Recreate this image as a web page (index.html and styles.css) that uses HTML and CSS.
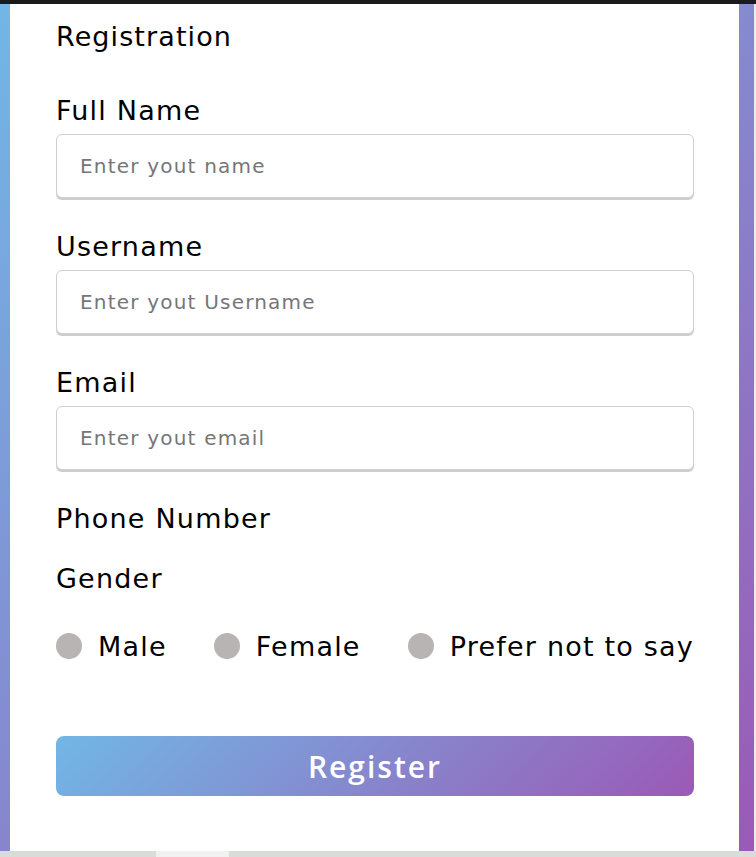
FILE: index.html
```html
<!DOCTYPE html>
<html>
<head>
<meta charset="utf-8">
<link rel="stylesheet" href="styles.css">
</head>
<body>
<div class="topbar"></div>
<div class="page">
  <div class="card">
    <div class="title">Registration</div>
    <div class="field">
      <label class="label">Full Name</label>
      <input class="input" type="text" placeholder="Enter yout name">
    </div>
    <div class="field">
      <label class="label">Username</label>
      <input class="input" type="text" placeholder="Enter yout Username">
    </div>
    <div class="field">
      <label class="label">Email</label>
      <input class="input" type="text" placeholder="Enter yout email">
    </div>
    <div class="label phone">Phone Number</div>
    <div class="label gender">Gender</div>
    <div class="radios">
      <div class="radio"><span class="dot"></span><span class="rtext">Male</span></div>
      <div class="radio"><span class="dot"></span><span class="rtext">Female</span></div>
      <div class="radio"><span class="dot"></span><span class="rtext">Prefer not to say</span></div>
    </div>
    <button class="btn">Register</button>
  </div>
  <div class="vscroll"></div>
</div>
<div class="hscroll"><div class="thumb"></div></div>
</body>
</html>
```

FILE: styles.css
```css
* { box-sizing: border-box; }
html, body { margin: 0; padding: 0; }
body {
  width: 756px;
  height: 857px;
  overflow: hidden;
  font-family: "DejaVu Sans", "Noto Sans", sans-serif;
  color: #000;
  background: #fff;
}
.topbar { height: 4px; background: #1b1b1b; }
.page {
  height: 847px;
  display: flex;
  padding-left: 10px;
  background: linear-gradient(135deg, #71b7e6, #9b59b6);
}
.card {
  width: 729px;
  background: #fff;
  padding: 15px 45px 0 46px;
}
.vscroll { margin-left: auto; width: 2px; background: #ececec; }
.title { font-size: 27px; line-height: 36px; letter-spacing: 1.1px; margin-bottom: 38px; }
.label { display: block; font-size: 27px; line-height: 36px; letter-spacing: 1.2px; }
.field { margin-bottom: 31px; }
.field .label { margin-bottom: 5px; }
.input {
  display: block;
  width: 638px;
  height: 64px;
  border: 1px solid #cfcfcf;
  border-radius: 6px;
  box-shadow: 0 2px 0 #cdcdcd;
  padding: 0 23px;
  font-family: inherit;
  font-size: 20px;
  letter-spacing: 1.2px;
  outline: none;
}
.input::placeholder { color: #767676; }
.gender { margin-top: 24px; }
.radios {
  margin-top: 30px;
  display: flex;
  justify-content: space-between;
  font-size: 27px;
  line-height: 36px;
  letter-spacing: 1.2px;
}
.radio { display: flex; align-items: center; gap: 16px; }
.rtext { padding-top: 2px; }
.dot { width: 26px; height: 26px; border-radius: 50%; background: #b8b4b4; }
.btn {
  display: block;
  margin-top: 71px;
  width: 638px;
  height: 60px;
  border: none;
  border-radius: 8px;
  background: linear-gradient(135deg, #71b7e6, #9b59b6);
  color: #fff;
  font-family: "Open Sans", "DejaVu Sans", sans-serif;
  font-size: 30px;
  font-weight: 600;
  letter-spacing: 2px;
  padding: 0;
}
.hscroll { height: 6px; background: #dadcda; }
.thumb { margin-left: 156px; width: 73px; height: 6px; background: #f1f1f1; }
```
◇ ◇ ◇ ◇ ◇
## The task
Pull out each line of the listing that holds the string "page".

## Task response
Recreate this image as a web page (index.html and styles.css) that uses HTML and CSS.
<div class="page">
.page {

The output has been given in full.